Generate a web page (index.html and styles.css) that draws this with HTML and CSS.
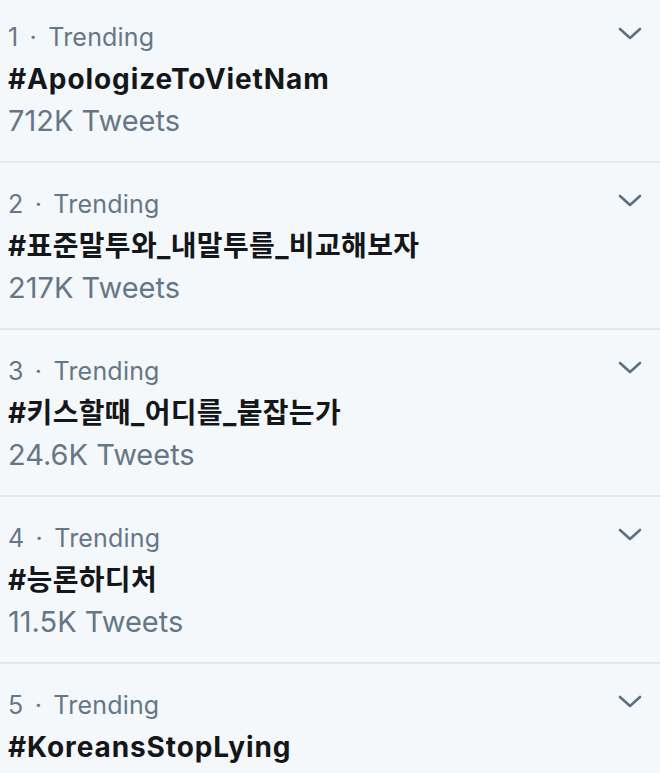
FILE: index.html
```html
<!DOCTYPE html>
<html lang="ko">
<head>
<meta charset="utf-8">
<link rel="stylesheet" href="styles.css">
</head>
<body>
<ul class="trends">
  <li class="trend first">
    <div class="info">
      <div class="meta">1 · Trending</div>
      <div class="tag">#ApologizeToVietNam</div>
      <div class="count">712K Tweets</div>
    </div>
    <svg class="chev" viewBox="0 0 24 14" aria-hidden="true"><path d="M2 2 L12 11 L22 2"/></svg>
  </li>
  <li class="trend">
    <div class="info">
      <div class="meta">2 · Trending</div>
      <div class="tag ko">#표준말투와_내말투를_비교해보자</div>
      <div class="count">217K Tweets</div>
    </div>
    <svg class="chev" viewBox="0 0 24 14" aria-hidden="true"><path d="M2 2 L12 11 L22 2"/></svg>
  </li>
  <li class="trend">
    <div class="info">
      <div class="meta">3 · Trending</div>
      <div class="tag ko">#키스할때_어디를_붙잡는가</div>
      <div class="count">24.6K Tweets</div>
    </div>
    <svg class="chev" viewBox="0 0 24 14" aria-hidden="true"><path d="M2 2 L12 11 L22 2"/></svg>
  </li>
  <li class="trend">
    <div class="info">
      <div class="meta">4 · Trending</div>
      <div class="tag ko">#능론하디처</div>
      <div class="count">11.5K Tweets</div>
    </div>
    <svg class="chev" viewBox="0 0 24 14" aria-hidden="true"><path d="M2 2 L12 11 L22 2"/></svg>
  </li>
  <li class="trend last">
    <div class="info">
      <div class="meta">5 · Trending</div>
      <div class="tag">#KoreansStopLying</div>
    </div>
    <svg class="chev" viewBox="0 0 24 14" aria-hidden="true"><path d="M2 2 L12 11 L22 2"/></svg>
  </li>
</ul>
</body>
</html>
```

FILE: styles.css
```css
html, body {
  margin: 0;
  padding: 0;
  background: #f5f8fa;
  height: 100%;
  overflow: hidden;
}
.trends {
  list-style: none;
  margin: 0;
  padding: 0;
  font-family: Inter, "Noto Sans CJK KR", sans-serif;
}
.trend {
  display: flex;
  justify-content: space-between;
  align-items: flex-start;
  height: 167px;
  box-sizing: border-box;
  padding: 20px 18px 19px 8px;
  border-bottom: 2px solid #e3e8ec;
}
.trend.first {
  height: 163px;
  padding-top: 16px;
}
.trend.last {
  border-bottom: none;
  height: auto;
}
.info {
  display: flex;
  flex-direction: column;
}
.meta {
  font-size: 25px;
  line-height: 42px;
  letter-spacing: 0.2px;
  word-spacing: 4px;
  color: #657786;
}
.count {
  font-size: 29px;
  line-height: 42px;
  color: #657786;
}
.tag {
  font-size: 28px;
  line-height: 42px;
  font-weight: 700;
  letter-spacing: 0.9px;
  color: #14171a;
}
.tag.ko {
  letter-spacing: 0.35px;
}
.chev {
  width: 24px;
  height: 14px;
  margin-top: 11px;
  fill: none;
  stroke: #5b7083;
  stroke-width: 2.6;
  stroke-linecap: round;
  stroke-linejoin: round;
}
```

**Prompt**
Every line of the data above should be quoted exactly. Omit the pictures.

**The output**
Generate a web page (index.html and styles.css) that draws this with HTML and CSS.
FILE: index.html
```html
<!DOCTYPE html>
<html lang="ko">
<head>
<meta charset="utf-8">
<link rel="stylesheet" href="styles.css">
</head>
<body>
<ul class="trends">
  <li class="trend first">
    <div class="info">
      <div class="meta">1 · Trending</div>
      <div class="tag">#ApologizeToVietNam</div>
      <div class="count">712K Tweets</div>
    </div>
    <svg class="chev" viewBox="0 0 24 14" aria-hidden="true"><path d="M2 2 L12 11 L22 2"/></svg>
  </li>
  <li class="trend">
    <div class="info">
      <div class="meta">2 · Trending</div>
      <div class="tag ko">#표준말투와_내말투를_비교해보자</div>
      <div class="count">217K Tweets</div>
    </div>
    <svg class="chev" viewBox="0 0 24 14" aria-hidden="true"><path d="M2 2 L12 11 L22 2"/></svg>
  </li>
  <li class="trend">
    <div class="info">
      <div class="meta">3 · Trending</div>
      <div class="tag ko">#키스할때_어디를_붙잡는가</div>
      <div class="count">24.6K Tweets</div>
    </div>
    <svg class="chev" viewBox="0 0 24 14" aria-hidden="true"><path d="M2 2 L12 11 L22 2"/></svg>
  </li>
  <li class="trend">
    <div class="info">
      <div class="meta">4 · Trending</div>
      <div class="tag ko">#능론하디처</div>
      <div class="count">11.5K Tweets</div>
    </div>
    <svg class="chev" viewBox="0 0 24 14" aria-hidden="true"><path d="M2 2 L12 11 L22 2"/></svg>
  </li>
  <li class="trend last">
    <div class="info">
      <div class="meta">5 · Trending</div>
      <div class="tag">#KoreansStopLying</div>
    </div>
    <svg class="chev" viewBox="0 0 24 14" aria-hidden="true"><path d="M2 2 L12 11 L22 2"/></svg>
  </li>
</ul>
</body>
</html>
```

FILE: styles.css
```css
html, body {
  margin: 0;
  padding: 0;
  background: #f5f8fa;
  height: 100%;
  overflow: hidden;
}
.trends {
  list-style: none;
  margin: 0;
  padding: 0;
  font-family: Inter, "Noto Sans CJK KR", sans-serif;
}
.trend {
  display: flex;
  justify-content: space-between;
  align-items: flex-start;
  height: 167px;
  box-sizing: border-box;
  padding: 20px 18px 19px 8px;
  border-bottom: 2px solid #e3e8ec;
}
.trend.first {
  height: 163px;
  padding-top: 16px;
}
.trend.last {
  border-bottom: none;
  height: auto;
}
.info {
  display: flex;
  flex-direction: column;
}
.meta {
  font-size: 25px;
  line-height: 42px;
  letter-spacing: 0.2px;
  word-spacing: 4px;
  color: #657786;
}
.count {
  font-size: 29px;
  line-height: 42px;
  color: #657786;
}
.tag {
  font-size: 28px;
  line-height: 42px;
  font-weight: 700;
  letter-spacing: 0.9px;
  color: #14171a;
}
.tag.ko {
  letter-spacing: 0.35px;
}
.chev {
  width: 24px;
  height: 14px;
  margin-top: 11px;
  fill: none;
  stroke: #5b7083;
  stroke-width: 2.6;
  stroke-linecap: round;
  stroke-linejoin: round;
}
```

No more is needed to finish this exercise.